While there are many theories as to the origin of the Australian Shepherd, the breed as we know it today developed exclusively in the United States. The Australian Shepherd was given its name because of their association with the Basque sheepherders who came to the United States from Australia in the 1800’s.
The Aussie rose rapidly in popularity with the boom of western riding after World War II, becoming known to the general public via rodeos, horse shows, movies and television.
Their inherent versatility and trainability made them useful on American farms and ranches. The American stockmen continued the development of the breed, maintaining the versatility, keen intelligence, strong herding instinct and eye-catching appearance.

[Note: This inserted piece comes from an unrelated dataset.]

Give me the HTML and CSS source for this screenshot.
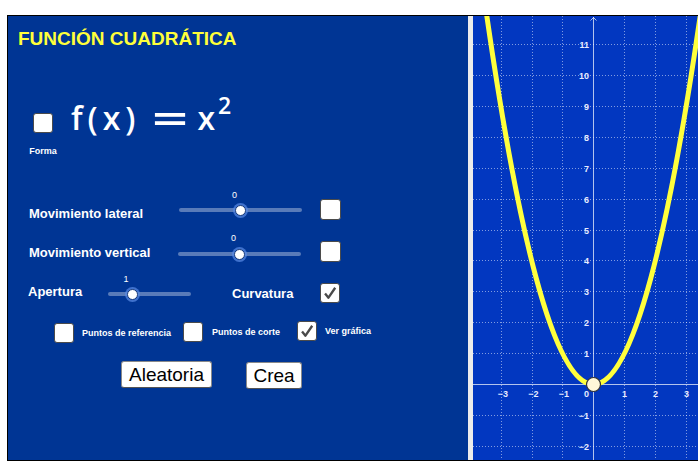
FILE: index.html
```html
<!DOCTYPE html>
<html lang="es">
  <head>
    <meta charset="UTF-8" />
    <title>Función cuadrática</title>
    <link rel="stylesheet" href="styles.css">
  </head>
  <body>
    <div class="applet">
      <div class="panel">
        <div class="title">FUNCIÓN CUADRÁTICA</div>

        <div class="formula-row">
          <div class="forma">
            <span class="check"></span>
            <span class="tiny">Forma</span>
          </div>
          <div class="formula">
            <span class="fx">f(x)</span><span class="eq">=</span><span class="xx">x</span><sup>2</sup>
          </div>
        </div>

        <div class="row row-lateral">
          <span class="label">Movimiento lateral</span>
          <div class="slider">
            <span class="val" style="left: 50%">0</span>
            <div class="track"><span class="thumb" style="left: 50%"></span></div>
          </div>
          <span class="check big"></span>
        </div>

        <div class="row row-vertical">
          <span class="label">Movimiento vertical</span>
          <div class="slider">
            <span class="val" style="left: 50%">0</span>
            <div class="track"><span class="thumb" style="left: 50%"></span></div>
          </div>
          <span class="check big"></span>
        </div>

        <div class="row row-apertura">
          <span class="label">Apertura</span>
          <div class="slider short">
            <span class="val" style="left: 29%">1</span>
            <div class="track"><span class="thumb" style="left: 29%"></span></div>
          </div>
          <span class="label curv">Curvatura</span>
          <span class="check checked">
            <svg viewBox="0 0 20 20"><path d="M4.5 10.5 L8.3 15.2 L15.8 4.2" /></svg>
          </span>
        </div>

        <div class="row row-points">
          <span class="check c1"></span>
          <span class="tiny t1">Puntos de referencia</span>
          <span class="check c2"></span>
          <span class="tiny t2">Puntos de corte</span>
          <span class="check checked c3">
            <svg viewBox="0 0 20 20"><path d="M4.5 10.5 L8.3 15.2 L15.8 4.2" /></svg>
          </span>
          <span class="tiny t3">Ver gráfica</span>
        </div>

        <div class="row row-buttons">
          <button class="btn btn-random">Aleatoria</button>
          <button class="btn btn-create">Crea</button>
        </div>
      </div>

      <div class="divider"></div>

      <div class="graph">
        <svg width="225" height="444" viewBox="0 0 225 444">
          <g class="grid">
            <line x1="28.5" y1="0" x2="28.5" y2="444" />
            <line x1="59.5" y1="0" x2="59.5" y2="444" />
            <line x1="89.5" y1="0" x2="89.5" y2="444" />
            <line x1="151.5" y1="0" x2="151.5" y2="444" />
            <line x1="182.5" y1="0" x2="182.5" y2="444" />
            <line x1="213.5" y1="0" x2="213.5" y2="444" />
            <line x1="0" y1="28.5" x2="225" y2="28.5" />
            <line x1="0" y1="59.5" x2="225" y2="59.5" />
            <line x1="0" y1="90.5" x2="225" y2="90.5" />
            <line x1="0" y1="121.5" x2="225" y2="121.5" />
            <line x1="0" y1="152.5" x2="225" y2="152.5" />
            <line x1="0" y1="183.5" x2="225" y2="183.5" />
            <line x1="0" y1="214.5" x2="225" y2="214.5" />
            <line x1="0" y1="244.5" x2="225" y2="244.5" />
            <line x1="0" y1="275.5" x2="225" y2="275.5" />
            <line x1="0" y1="306.5" x2="225" y2="306.5" />
            <line x1="0" y1="337.5" x2="225" y2="337.5" />
            <line x1="0" y1="399.5" x2="225" y2="399.5" />
            <line x1="0" y1="430.5" x2="225" y2="430.5" />
          </g>
          <g class="axis">
            <line x1="0" y1="368.5" x2="225" y2="368.5" />
            <line x1="120.5" y1="1" x2="120.5" y2="444" />
            <path d="M117.5 4.5 L120.5 1.5 L123.5 4.5" />
          </g>
          <g class="ticks">
            <text x="30" y="380.5" text-anchor="middle">−3</text>
            <text x="60.5" y="380.5" text-anchor="middle">−2</text>
            <text x="91" y="380.5" text-anchor="middle">−1</text>
            <text x="116" y="380.5" text-anchor="end">0</text>
            <text x="151.5" y="380.5" text-anchor="middle">1</text>
            <text x="182.5" y="380.5" text-anchor="middle">2</text>
            <text x="213.5" y="380.5" text-anchor="middle">3</text>
            <text x="116" y="31.7" text-anchor="end">11</text>
            <text x="116" y="62.7" text-anchor="end">10</text>
            <text x="116" y="93.7" text-anchor="end">9</text>
            <text x="116" y="124.7" text-anchor="end">8</text>
            <text x="116" y="155.7" text-anchor="end">7</text>
            <text x="116" y="186.7" text-anchor="end">6</text>
            <text x="116" y="217.7" text-anchor="end">5</text>
            <text x="116" y="247.7" text-anchor="end">4</text>
            <text x="116" y="278.7" text-anchor="end">3</text>
            <text x="116" y="309.7" text-anchor="end">2</text>
            <text x="116" y="340.7" text-anchor="end">1</text>
            <text x="116" y="402.7" text-anchor="end">−1</text>
            <text x="116" y="433.7" text-anchor="end">−2</text>
          </g>
          <path class="curve" d="M6.2 -54.5 Q120.5 791.5 234.8 -54.5" />
          <circle class="vertex" cx="120.5" cy="368.5" r="7" />
        </svg>
      </div>
    </div>
  </body>
</html>
```

FILE: styles.css
```css
* {
  margin: 0;
  padding: 0;
  box-sizing: border-box;
}

html,
body {
  overflow: hidden;
}

body {
  font-family: "Liberation Sans", Arial, sans-serif;
  background-color: #ffffff;
  color: #ffffff;
}

.applet {
  display: flex;
  width: 691px;
  height: 446px;
  margin: 15px 0 0 7px;
  border: 1px solid #000;
  border-right: none;
}

.panel {
  width: 460px;
  background-color: #003594;
  padding-top: 12px;
}

.divider {
  width: 5px;
  background-color: #ececec;
}

.graph {
  flex: 1;
  background-color: #0237c0;
}

.graph svg {
  display: block;
}

/* title + formula */
.title {
  margin-left: 10px;
  font-size: 19px;
  line-height: 22px;
  font-weight: bold;
  color: #ffff3a;
}

.formula-row {
  display: flex;
  align-items: flex-start;
  height: 53px;
  margin-top: 54px;
}

.forma {
  display: flex;
  flex-direction: column;
  align-items: center;
  width: 30px;
  margin-left: 20px;
}

.forma .check {
  margin-top: 9px;
}

.forma .tiny {
  margin-top: 13px;
}

.formula {
  margin-left: 13px;
  margin-top: -1px;
  font-family: "Open Sans", "DejaVu Sans", sans-serif;
  font-size: 32px;
  font-weight: 600;
  line-height: 30px;
  white-space: nowrap;
}

.fx {
  letter-spacing: 5px;
}

.eq {
  display: inline-block;
  width: 34px;
  margin-left: 13px;
  text-align: center;
  transform: scale(2, 1.35);
}

.xx {
  margin-left: 10px;
}

.formula sup {
  font-size: 23px;
  line-height: 0;
  vertical-align: 16px;
  margin-left: 3px;
}

/* controls */
.row {
  display: flex;
  align-items: flex-start;
}

.label {
  font-size: 13px;
  line-height: 15px;
  font-weight: bold;
  white-space: nowrap;
}

.tiny {
  font-size: 9px;
  line-height: 11px;
  font-weight: bold;
  white-space: nowrap;
}

.check {
  display: block;
  flex: none;
  width: 20px;
  height: 20px;
  background: #fff;
  border: 1px solid #4b4b4b;
  border-radius: 3px;
}

.check.big {
  width: 21px;
  height: 21px;
}

.check svg {
  display: block;
  width: 100%;
  height: 100%;
}

.check path {
  fill: none;
  stroke: #4a4a4a;
  stroke-width: 2.6;
  stroke-linejoin: round;
}

.slider {
  position: relative;
  width: 123px;
  height: 31px;
}

.slider.short {
  width: 83px;
}

.val {
  position: absolute;
  top: 0;
  margin-left: -6px;
  transform: translateX(-50%);
  font-size: 9px;
  line-height: 10px;
}

.track {
  position: relative;
  height: 4px;
  margin-top: 18px;
  border-radius: 2px;
  background: rgba(255, 255, 255, 0.35);
}

.thumb {
  position: absolute;
  top: 50%;
  width: 11px;
  height: 11px;
  margin: -5.5px 0 0 -5.5px;
  border-radius: 50%;
  background: #fff;
  border: 1.5px solid #17397a;
  box-shadow: 0 0 0 2px rgba(90, 140, 230, 0.7);
}

.row-lateral {
  height: 43px;
  margin-top: 33px;
}

.row-lateral .label {
  width: 150px;
  margin: 16px 0 0 21px;
}

.row-lateral .check {
  margin: 9px 0 0 18px;
}

.row-vertical {
  height: 41px;
}

.row-vertical .label {
  width: 149px;
  margin: 12px 0 0 21px;
}

.row-vertical .track {
  margin-top: 19px;
}

.row-vertical .check {
  margin: 8px 0 0 19px;
}

.row-apertura {
  height: 47px;
}

.row-apertura .label {
  width: 80px;
  margin: 10px 0 0 20px;
}

.row-apertura .label.curv {
  width: 88px;
  margin: 12px 0 0 41px;
}

.row-apertura .check {
  margin-top: 9px;
}

.row-points {
  height: 40px;
}

.row-points .c1 {
  margin: 2px 0 0 46px;
}

.row-points .t1 {
  margin: 7px 0 0 8px;
}

.row-points .c2 {
  margin: 1px 0 0 12px;
}

.row-points .t2 {
  margin: 6px 0 0 9px;
}

.row-points .c3 {
  margin: 0 0 0 17px;
}

.row-points .t3 {
  margin: 5px 0 0 8px;
}

.btn {
  height: 27px;
  font-family: "Liberation Sans", Arial, sans-serif;
  font-size: 19px;
  line-height: 22px;
  color: #000;
  background: #fff;
  border: 1px solid #8a8a8a;
  border-bottom-color: #555;
  border-radius: 3px;
  text-align: center;
}

.btn-random {
  width: 91px;
  margin-left: 113px;
}

.btn-create {
  width: 56px;
  margin: 1px 0 0 34px;
}

/* graph */
.grid line {
  stroke: rgba(255, 255, 255, 0.5);
  stroke-width: 1;
  stroke-dasharray: 1 2;
}

.axis line,
.axis path {
  stroke: rgba(255, 255, 255, 0.7);
  stroke-width: 1;
  fill: none;
}

.ticks text {
  font-family: "Liberation Sans", Arial, sans-serif;
  font-size: 9px;
  font-weight: bold;
  fill: #e6ebff;
}

.curve {
  fill: none;
  stroke: #ffff3c;
  stroke-width: 5;
}

.vertex {
  fill: #fff8d8;
  stroke: #333;
  stroke-width: 1.2;
}
```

The Australian Shepherd is an intelligent working dog of strong herding and guarding instincts. He is a loyal companion and has the stamina to work all day. He is well balanced, slightly longer than tall, of medium size and bone, with coloring that offers variety and individuality. He is attentive and animated, lithe and agile, solid and muscular without cloddiness. He has a coat of moderate length and coarseness. He has a docked or natural bobbed tail.
The Australian Shepherd are an intelligent, medium-sized dog of strong herding and guardian instincts. They are also delightful and loyal companions and great family dogs. They love to be part of the daily hustle and bustle, and enjoy riding in the vehicle just to be with their beloved master.
As farm dogs, they diligently carry out their responsibilities, be it bringing in the stock or finding the stray one that got tangled in the brush. They are easily trained, easily housebroken, because they are intelligent and eager to please. Aussies have been used as seeing-eye dogs, as utility dogs to the physically handicapped, hearing aid dogs, police and narcotics dogs, and search and rescue dogs.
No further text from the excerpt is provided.